In the DJ Basin, Halliburton wireline field professionals typically pull out of the hole at a conservative speed to reduce the risk of unplanned events downhole, such as an unintentional separation of the tool from the wireline cable. Several factors limit this speed, including wellbore conditions; client preferences; professionals’ comfort level; and, most importantly, the force applied at the cable head weak point, which is designed to fail at a known overpull should the gun string get stuck. Until the introduction of the MCTD, field professionals had no way to measure tension at the weak point; they could only measure it at the wellhead. Out of caution, Halliburton pulled out of the first well at 61 m/min to 67 m/min (200 ft/min to 220 ft/min). By using the MCTD on the second pad, field professionals could see tension on the weak point in real time, allowing them to pull out at 122 m/min to 183 m/min (400 ft/min to 600 ft/min), an increase of almost three times. This reduced stage time. On the second pad, wireline waited on frack from 45 to 90 minutes after coming out of the hole on each stage. This is far more efficient than frack waiting on wireline because of lower associated standby costs.

Avoiding an extra CT job

Operators sometimes use coiled tubing (CT) to perforate the toe of a well if pumping down guns is not an option. After the first stage, however, pump-down operations on wireline are considerably faster barring unforeseen circumstances such as getting stuck, presetting a plug or not being able to reach the perforating depth. In such cases, a CT unit must be called a second time, resulting in extra CT costs and standby charges for a frack crew. A single CT run in the DJ Basin can cost up to $50,000.

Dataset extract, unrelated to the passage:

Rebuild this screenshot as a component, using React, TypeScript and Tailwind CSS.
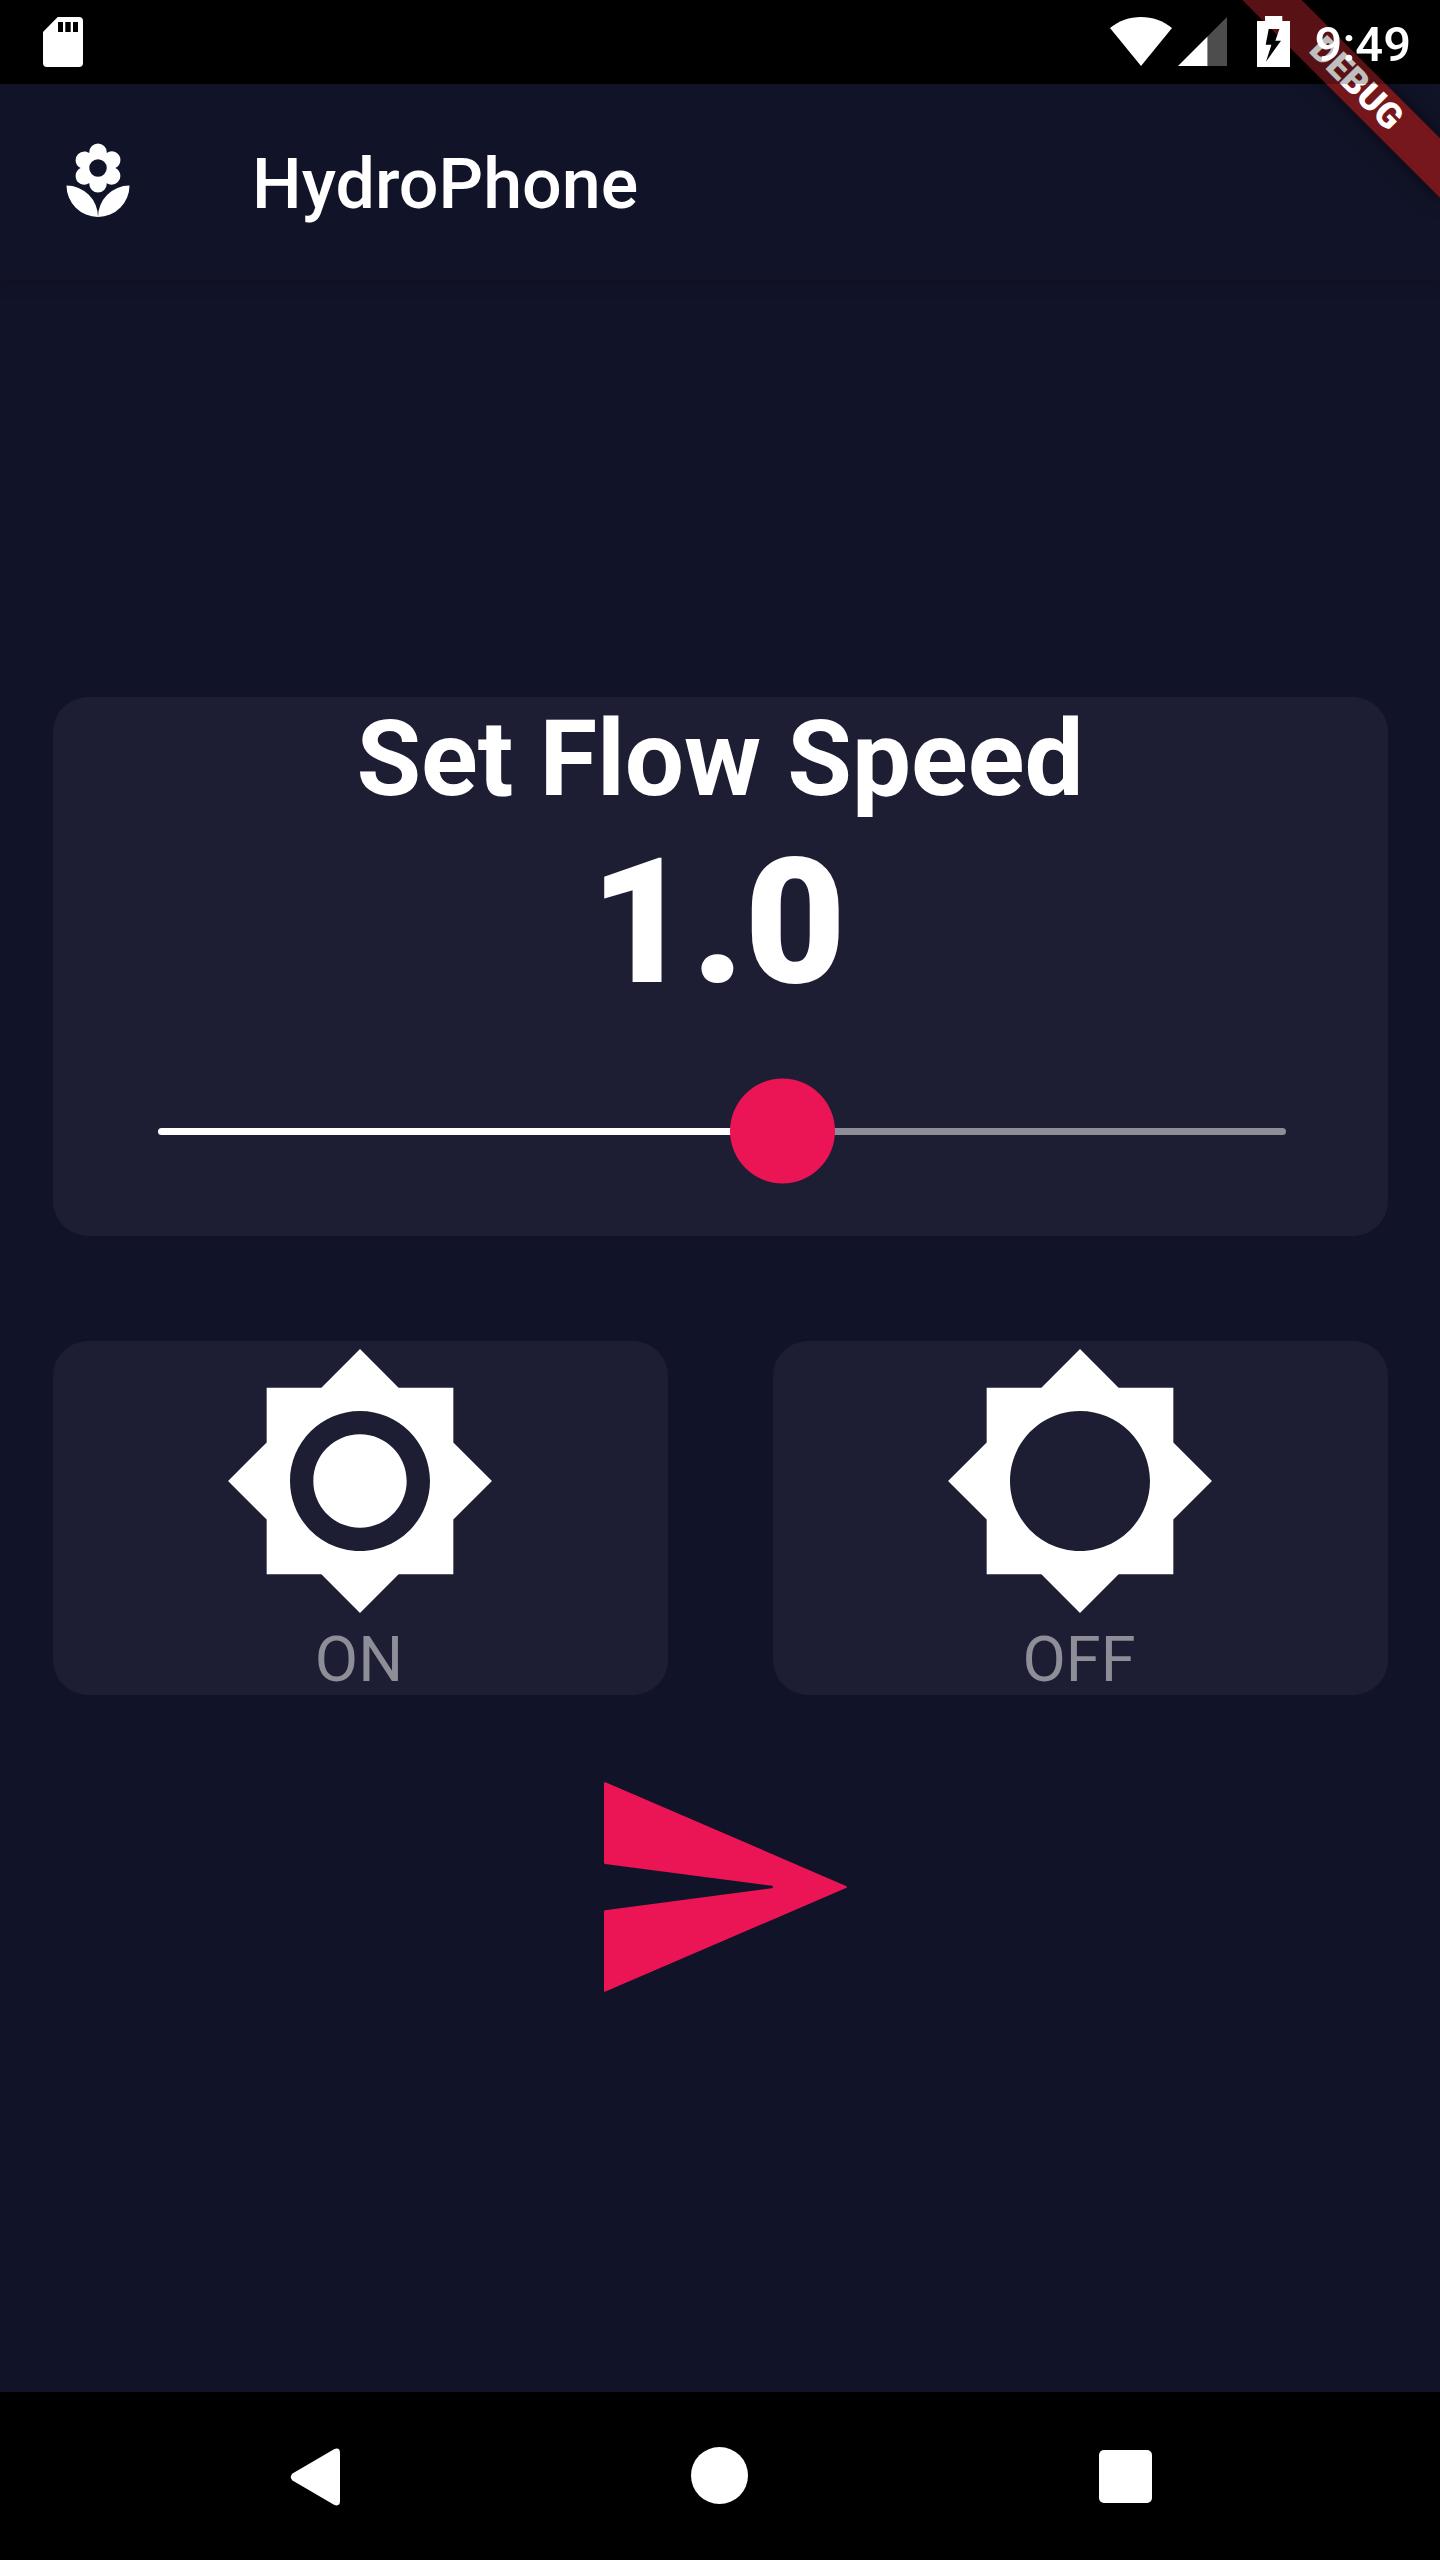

When trying to perforate the second stage of wells on the second pad with wireline, the crew encountered problems reaching shooting depth. Wellhead pressures approached kick-out pressures of pump trucks (8,500 psi). The latter had to be increased so pump-down could continue. On three separate occasions in the horizontal, surface tension and casing-collar locator responses indicated a stall. The MCTD, however, showed an average of 35 lb of tension on the string, with spikes near 100 lb, indicating slow tool movement.

In each case, when the tool supposedly “stalled,” the MCTD and PDV software indicated the string was still in motion.

Reducing pump-down water needs

Another MCTD benefit is that it helps professionals reduce the amount of water used to pump tools down. Water is precious in the semi-arid DJ Basin. Yet because pump-down crews lack real-time feedback, they generally use more water than needed to pump guns downhole. It may take several stages or wells to gain the experience that shows the optimum pump rate for tool deployment.

Excessive water can cause erratic tool movement, while too little reduces running speed. With the MCTD, the crew can optimize flow and speed based on real-time downhole tension observations. There is no learning curve in finding the sweet spot.

Halliburton compared water consumption on several other wells in the vicinity owned by Synergy and other operators. They all had similar 4.5-in., 13.5-lb casing, kickoff points, liner tops and depths. The MCTD helped Synergy reduce pump-down water consumption 26% compared to the other wells and also reduced its overall cost of water. More importantly, it helped conserve a precious resource in this region.

Charges aid proppant placement

In horizontal wellbores, guns lay on the bottom and usually produce larger perforation entrance hole diameters on the low side of casing than on the high. Because frack fluids tend to flow more through the bigger holes, stimulation pathways can be unpredictable and uneven once they hit the formation.

A stage-to-stage test of MaxForce-FRAC charges and a leading alternative charge within two wells compared breakdown pressures, treating pressures and volume of proppant placed. Results showed up to 10% reductions in breakdown pressures and up to 3% reductions in treating pressure on these stages.

Halliburton also averaged the amount of proppant placed in all stages shot with each type of charge. Difference in averages: 4,650 lb more proppant was placed in the MaxForce-FRAC stages of one well and 4,635 lb in the other—both 3% increases. These benefits can be attributed to more consistently sized perforations produced by MaxForce-FRAC charges throughout the 360 degrees of the wellbore compared to the competing charge.

Saves time, produces better results

Together, these new technologies helped Synergy avoid the cost of a second CT run plus associated standby charges for a frack crew. Faster running speeds also meant that expensive frack crews never had to wait on less expensive pump-down crews. Finally, the company reduced the amount of scarce water used; brought the well into production sooner; and increased the volume of proppant placed, an important consideration for future well productivity.